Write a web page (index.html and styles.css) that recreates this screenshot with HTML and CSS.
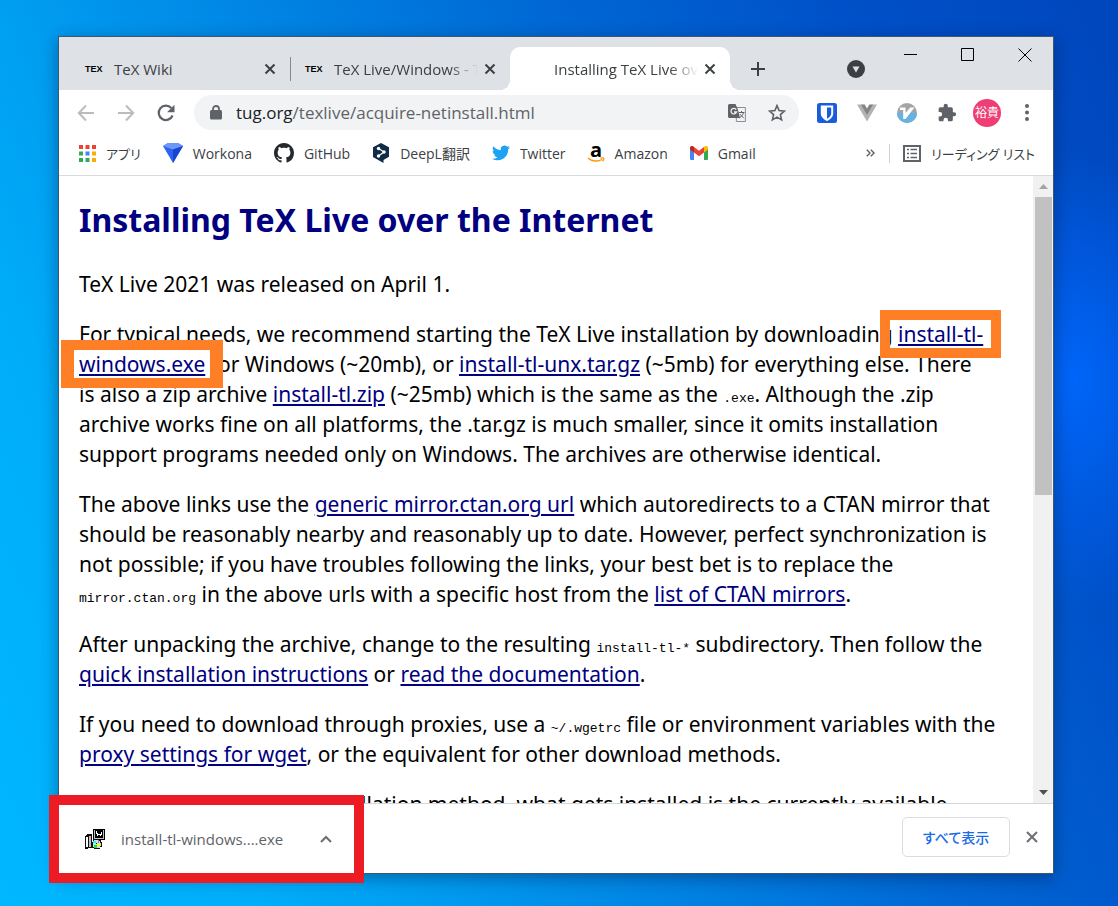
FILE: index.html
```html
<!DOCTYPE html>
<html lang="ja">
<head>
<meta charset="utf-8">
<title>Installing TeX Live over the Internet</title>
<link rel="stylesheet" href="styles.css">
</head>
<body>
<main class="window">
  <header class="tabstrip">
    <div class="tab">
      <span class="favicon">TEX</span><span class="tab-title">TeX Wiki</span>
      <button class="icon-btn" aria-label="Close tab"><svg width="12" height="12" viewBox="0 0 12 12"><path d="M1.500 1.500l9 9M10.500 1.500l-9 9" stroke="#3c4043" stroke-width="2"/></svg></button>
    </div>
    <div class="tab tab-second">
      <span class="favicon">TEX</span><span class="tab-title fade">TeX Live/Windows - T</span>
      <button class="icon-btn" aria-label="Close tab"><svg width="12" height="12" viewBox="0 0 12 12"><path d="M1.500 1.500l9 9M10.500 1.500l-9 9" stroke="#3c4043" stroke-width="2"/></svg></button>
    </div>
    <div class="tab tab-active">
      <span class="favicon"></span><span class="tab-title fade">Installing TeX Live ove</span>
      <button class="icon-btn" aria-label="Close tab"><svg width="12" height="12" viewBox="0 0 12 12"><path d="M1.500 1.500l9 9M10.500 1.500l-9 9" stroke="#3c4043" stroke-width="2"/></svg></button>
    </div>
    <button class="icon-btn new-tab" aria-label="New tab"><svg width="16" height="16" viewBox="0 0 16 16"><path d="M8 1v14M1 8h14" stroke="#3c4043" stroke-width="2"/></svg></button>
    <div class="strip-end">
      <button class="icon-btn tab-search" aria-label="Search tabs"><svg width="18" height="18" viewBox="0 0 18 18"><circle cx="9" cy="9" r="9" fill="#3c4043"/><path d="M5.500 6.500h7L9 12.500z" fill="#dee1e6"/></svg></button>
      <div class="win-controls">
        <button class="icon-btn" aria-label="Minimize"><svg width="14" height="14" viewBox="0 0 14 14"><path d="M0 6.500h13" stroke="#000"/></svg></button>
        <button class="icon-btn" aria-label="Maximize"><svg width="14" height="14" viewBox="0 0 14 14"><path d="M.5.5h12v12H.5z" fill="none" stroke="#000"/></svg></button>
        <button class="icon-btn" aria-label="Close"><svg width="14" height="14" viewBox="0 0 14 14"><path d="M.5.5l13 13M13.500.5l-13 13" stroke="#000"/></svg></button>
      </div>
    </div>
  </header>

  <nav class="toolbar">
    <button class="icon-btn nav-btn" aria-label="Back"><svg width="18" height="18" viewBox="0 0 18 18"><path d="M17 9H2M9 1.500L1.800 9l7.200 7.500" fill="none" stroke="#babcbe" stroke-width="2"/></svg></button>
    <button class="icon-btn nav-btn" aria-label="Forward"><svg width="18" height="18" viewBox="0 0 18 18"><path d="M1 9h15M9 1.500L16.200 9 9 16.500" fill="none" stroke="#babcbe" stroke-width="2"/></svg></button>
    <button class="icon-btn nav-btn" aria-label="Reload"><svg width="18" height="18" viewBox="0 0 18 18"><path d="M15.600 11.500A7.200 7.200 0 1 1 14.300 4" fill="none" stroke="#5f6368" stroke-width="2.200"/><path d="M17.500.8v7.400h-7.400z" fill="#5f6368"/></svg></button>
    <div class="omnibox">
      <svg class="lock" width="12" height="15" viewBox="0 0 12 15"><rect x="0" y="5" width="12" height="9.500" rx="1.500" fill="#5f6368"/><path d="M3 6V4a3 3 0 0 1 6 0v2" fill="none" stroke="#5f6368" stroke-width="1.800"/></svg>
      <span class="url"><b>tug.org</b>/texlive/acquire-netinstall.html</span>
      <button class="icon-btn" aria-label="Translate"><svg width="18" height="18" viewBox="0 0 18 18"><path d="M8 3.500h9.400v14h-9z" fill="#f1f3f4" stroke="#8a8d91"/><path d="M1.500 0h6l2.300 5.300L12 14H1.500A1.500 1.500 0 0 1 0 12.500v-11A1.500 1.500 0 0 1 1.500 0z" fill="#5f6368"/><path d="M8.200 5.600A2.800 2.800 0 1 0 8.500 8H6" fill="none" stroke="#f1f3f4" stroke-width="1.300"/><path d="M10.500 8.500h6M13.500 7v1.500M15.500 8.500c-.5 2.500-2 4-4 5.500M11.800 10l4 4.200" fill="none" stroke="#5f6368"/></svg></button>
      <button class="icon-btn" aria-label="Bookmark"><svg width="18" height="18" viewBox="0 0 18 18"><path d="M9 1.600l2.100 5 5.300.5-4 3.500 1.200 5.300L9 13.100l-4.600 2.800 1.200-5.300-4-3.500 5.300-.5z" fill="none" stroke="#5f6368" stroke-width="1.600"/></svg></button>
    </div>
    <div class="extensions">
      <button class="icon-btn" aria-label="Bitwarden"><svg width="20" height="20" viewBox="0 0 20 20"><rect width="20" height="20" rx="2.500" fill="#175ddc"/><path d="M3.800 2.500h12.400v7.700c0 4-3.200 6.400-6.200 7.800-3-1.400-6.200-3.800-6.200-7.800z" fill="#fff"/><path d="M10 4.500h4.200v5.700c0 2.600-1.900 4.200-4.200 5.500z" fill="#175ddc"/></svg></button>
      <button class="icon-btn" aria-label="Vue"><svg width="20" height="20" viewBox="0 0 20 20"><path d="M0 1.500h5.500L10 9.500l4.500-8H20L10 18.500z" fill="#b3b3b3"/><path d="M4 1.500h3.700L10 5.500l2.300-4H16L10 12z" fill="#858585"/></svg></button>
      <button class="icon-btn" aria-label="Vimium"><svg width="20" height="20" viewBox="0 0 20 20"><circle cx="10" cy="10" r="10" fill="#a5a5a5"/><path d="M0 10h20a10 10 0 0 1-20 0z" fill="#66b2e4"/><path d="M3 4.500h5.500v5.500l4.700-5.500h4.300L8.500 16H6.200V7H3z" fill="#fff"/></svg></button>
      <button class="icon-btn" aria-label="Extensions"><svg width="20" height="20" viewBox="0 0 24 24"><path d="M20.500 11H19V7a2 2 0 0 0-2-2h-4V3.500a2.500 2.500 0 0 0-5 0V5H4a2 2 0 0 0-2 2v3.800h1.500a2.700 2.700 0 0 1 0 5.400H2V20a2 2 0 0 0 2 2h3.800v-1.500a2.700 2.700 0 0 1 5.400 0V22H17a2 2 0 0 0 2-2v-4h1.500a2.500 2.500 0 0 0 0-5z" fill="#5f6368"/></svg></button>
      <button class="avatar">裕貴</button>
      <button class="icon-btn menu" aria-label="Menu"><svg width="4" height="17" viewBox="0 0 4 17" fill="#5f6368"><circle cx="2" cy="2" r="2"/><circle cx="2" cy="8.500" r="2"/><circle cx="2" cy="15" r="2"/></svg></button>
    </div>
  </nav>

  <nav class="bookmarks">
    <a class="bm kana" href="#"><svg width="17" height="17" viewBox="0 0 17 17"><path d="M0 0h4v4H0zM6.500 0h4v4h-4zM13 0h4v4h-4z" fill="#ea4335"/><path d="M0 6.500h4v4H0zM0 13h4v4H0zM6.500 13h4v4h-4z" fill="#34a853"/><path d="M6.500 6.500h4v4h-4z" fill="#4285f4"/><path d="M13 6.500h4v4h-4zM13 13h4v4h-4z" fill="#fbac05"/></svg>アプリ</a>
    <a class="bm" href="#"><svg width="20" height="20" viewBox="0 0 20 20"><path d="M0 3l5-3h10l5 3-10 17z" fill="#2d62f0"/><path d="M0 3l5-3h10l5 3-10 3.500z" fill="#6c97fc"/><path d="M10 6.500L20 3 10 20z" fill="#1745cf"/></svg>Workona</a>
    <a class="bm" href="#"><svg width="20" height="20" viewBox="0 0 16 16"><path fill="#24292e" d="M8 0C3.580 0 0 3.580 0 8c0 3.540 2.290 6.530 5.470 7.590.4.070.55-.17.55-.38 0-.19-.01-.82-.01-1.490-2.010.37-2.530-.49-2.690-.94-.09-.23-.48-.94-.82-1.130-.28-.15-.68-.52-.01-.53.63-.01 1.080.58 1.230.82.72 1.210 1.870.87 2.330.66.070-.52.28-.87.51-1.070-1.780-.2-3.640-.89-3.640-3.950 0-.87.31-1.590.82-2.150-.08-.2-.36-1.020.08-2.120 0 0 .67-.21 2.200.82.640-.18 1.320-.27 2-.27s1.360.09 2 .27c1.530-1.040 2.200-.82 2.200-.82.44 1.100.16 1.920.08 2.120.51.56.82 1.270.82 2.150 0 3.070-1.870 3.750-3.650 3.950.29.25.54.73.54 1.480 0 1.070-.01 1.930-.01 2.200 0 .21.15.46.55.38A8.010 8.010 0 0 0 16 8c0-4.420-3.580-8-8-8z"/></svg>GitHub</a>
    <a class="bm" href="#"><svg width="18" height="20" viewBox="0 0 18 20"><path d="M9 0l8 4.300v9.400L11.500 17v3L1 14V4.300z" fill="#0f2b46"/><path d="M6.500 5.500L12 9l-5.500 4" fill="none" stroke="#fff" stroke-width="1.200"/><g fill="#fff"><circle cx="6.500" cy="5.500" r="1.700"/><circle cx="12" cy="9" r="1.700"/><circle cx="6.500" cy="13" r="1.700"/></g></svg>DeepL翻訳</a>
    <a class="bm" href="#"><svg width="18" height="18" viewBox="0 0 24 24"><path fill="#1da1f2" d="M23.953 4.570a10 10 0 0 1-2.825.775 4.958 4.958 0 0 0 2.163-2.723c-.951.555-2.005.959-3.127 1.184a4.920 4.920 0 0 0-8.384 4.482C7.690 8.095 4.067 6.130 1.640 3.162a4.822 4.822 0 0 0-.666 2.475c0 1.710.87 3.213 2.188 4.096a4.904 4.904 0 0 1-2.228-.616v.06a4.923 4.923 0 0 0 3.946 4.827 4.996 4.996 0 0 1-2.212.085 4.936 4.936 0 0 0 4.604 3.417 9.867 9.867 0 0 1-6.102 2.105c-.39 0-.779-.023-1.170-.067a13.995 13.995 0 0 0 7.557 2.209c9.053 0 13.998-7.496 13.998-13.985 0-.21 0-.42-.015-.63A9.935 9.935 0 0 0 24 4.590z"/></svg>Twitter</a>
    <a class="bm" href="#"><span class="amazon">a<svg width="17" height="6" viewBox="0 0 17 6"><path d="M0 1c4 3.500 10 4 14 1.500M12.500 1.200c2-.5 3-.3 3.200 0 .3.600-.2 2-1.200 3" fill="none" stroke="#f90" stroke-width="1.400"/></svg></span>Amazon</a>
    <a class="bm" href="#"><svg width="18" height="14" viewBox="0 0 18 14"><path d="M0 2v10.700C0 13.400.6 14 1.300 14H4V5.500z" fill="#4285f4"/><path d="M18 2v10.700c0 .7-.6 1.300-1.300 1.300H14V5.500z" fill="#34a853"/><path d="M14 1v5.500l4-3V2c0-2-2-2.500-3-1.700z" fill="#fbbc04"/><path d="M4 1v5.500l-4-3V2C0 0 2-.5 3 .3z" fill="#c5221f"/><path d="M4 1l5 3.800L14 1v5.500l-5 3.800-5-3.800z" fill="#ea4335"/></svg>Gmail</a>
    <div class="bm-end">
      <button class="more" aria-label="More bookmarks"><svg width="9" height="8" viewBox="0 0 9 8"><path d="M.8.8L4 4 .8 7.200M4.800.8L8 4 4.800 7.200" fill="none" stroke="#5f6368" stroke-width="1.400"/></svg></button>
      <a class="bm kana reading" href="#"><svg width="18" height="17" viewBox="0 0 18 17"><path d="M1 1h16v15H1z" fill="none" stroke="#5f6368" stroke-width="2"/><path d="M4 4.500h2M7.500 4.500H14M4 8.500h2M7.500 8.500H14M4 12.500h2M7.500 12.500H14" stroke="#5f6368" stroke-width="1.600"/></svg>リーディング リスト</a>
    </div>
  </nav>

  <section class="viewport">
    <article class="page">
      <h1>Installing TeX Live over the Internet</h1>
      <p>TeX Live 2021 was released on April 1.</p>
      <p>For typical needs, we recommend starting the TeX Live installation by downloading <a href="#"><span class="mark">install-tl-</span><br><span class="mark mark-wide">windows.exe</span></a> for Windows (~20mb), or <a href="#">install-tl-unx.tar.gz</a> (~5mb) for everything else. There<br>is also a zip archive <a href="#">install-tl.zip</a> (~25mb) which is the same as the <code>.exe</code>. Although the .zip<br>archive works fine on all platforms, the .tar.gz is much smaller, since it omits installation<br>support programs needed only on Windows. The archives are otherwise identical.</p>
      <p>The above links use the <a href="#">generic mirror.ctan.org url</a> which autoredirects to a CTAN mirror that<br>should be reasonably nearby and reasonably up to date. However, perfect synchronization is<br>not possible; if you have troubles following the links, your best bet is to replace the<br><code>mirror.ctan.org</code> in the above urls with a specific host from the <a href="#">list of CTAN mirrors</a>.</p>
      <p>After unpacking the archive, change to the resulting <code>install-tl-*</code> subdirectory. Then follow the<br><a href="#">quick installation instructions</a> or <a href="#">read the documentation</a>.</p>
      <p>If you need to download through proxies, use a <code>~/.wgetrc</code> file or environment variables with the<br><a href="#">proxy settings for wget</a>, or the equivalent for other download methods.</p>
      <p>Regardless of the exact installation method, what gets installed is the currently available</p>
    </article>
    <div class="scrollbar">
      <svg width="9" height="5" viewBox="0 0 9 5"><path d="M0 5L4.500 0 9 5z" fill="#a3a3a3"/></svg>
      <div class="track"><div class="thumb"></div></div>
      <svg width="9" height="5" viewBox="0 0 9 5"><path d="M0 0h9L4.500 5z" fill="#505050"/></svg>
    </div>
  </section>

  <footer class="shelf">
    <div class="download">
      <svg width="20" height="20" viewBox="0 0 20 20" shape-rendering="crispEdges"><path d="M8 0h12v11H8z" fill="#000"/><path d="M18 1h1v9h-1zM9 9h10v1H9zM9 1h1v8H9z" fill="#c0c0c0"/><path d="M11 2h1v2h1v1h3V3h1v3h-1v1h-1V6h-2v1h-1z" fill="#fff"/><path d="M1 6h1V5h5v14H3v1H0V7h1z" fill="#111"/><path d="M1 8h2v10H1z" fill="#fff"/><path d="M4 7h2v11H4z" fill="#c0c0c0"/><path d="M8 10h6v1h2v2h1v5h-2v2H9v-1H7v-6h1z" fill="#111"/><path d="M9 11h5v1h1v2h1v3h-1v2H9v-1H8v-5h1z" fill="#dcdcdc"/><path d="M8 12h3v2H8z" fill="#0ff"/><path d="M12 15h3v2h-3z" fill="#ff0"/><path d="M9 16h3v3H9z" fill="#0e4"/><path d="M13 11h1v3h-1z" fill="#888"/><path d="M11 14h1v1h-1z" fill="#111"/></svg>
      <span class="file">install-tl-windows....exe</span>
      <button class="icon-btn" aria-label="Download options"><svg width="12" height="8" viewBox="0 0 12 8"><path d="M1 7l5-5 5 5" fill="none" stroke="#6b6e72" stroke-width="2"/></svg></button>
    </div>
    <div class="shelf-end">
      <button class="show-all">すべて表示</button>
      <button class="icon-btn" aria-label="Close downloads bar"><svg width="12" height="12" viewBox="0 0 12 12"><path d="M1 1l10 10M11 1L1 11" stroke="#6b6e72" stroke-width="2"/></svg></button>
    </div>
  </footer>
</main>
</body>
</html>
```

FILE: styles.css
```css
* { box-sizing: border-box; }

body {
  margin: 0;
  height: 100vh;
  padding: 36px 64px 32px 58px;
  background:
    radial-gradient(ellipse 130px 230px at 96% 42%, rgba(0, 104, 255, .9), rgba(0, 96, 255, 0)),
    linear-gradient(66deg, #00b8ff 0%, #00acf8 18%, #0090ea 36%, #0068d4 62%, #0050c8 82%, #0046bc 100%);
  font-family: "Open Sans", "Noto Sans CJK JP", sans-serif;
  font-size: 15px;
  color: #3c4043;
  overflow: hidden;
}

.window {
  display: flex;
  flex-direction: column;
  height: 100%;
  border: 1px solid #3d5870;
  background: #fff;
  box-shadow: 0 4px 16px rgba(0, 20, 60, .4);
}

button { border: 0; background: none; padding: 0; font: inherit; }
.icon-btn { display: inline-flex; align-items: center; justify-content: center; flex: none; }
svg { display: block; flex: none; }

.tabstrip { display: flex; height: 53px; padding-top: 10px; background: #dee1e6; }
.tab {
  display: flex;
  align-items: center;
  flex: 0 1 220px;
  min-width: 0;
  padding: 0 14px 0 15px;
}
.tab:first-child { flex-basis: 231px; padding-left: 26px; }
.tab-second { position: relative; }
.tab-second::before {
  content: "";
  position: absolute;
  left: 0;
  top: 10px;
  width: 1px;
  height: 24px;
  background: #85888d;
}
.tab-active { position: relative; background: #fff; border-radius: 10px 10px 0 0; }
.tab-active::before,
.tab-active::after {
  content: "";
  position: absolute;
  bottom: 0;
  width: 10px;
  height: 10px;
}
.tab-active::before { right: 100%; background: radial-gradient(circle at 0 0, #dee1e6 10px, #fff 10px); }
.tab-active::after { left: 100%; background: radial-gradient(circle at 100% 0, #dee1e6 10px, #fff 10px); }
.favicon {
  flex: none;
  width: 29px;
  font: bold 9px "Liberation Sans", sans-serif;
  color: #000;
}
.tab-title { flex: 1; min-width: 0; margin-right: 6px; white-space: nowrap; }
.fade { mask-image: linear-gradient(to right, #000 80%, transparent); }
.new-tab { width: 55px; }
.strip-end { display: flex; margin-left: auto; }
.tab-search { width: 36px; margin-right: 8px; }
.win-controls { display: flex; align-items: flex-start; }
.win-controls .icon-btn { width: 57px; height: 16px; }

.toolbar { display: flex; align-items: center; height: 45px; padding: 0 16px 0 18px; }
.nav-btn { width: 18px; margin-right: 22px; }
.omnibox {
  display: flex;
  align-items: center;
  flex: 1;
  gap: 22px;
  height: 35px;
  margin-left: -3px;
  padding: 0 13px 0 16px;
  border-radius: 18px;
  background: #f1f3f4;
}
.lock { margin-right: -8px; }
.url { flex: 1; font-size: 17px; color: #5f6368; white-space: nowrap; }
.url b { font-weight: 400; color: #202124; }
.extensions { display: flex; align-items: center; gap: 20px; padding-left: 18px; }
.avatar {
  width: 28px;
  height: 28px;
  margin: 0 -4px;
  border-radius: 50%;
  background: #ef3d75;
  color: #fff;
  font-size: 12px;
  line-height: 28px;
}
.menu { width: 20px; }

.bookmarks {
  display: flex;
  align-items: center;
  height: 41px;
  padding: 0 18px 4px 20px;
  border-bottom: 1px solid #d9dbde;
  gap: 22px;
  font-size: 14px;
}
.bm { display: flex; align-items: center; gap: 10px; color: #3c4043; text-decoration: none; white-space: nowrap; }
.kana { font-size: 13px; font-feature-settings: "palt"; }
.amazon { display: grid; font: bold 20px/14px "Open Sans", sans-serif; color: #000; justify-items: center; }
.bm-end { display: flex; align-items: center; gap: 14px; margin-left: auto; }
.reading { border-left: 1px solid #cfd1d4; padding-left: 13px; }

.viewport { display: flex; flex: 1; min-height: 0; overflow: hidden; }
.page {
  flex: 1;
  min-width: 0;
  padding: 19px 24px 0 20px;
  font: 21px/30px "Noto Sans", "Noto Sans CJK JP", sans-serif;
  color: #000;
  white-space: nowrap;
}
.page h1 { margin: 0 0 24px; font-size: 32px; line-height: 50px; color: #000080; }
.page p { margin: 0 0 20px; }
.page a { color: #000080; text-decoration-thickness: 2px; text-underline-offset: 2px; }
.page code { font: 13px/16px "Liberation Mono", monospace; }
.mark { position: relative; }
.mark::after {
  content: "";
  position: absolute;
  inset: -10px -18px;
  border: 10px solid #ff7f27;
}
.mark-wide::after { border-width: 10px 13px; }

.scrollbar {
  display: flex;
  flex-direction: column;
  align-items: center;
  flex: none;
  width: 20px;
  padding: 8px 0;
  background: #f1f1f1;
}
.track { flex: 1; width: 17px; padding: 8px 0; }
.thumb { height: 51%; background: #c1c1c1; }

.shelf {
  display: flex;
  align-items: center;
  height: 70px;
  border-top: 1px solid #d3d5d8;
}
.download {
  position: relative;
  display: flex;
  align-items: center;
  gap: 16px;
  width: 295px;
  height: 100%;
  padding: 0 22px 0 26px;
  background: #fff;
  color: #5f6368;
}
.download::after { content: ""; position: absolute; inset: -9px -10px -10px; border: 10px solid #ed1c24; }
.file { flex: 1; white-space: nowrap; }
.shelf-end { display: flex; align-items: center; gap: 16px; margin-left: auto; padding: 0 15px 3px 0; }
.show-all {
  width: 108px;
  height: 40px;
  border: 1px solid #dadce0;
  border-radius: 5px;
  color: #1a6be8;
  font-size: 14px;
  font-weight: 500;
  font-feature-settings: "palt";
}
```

• **Task**
Locate each line containing the string "index" and show it.

• **Written response**
Write a web page (index.html and styles.css) that recreates this screenshot with HTML and CSS.
FILE: index.html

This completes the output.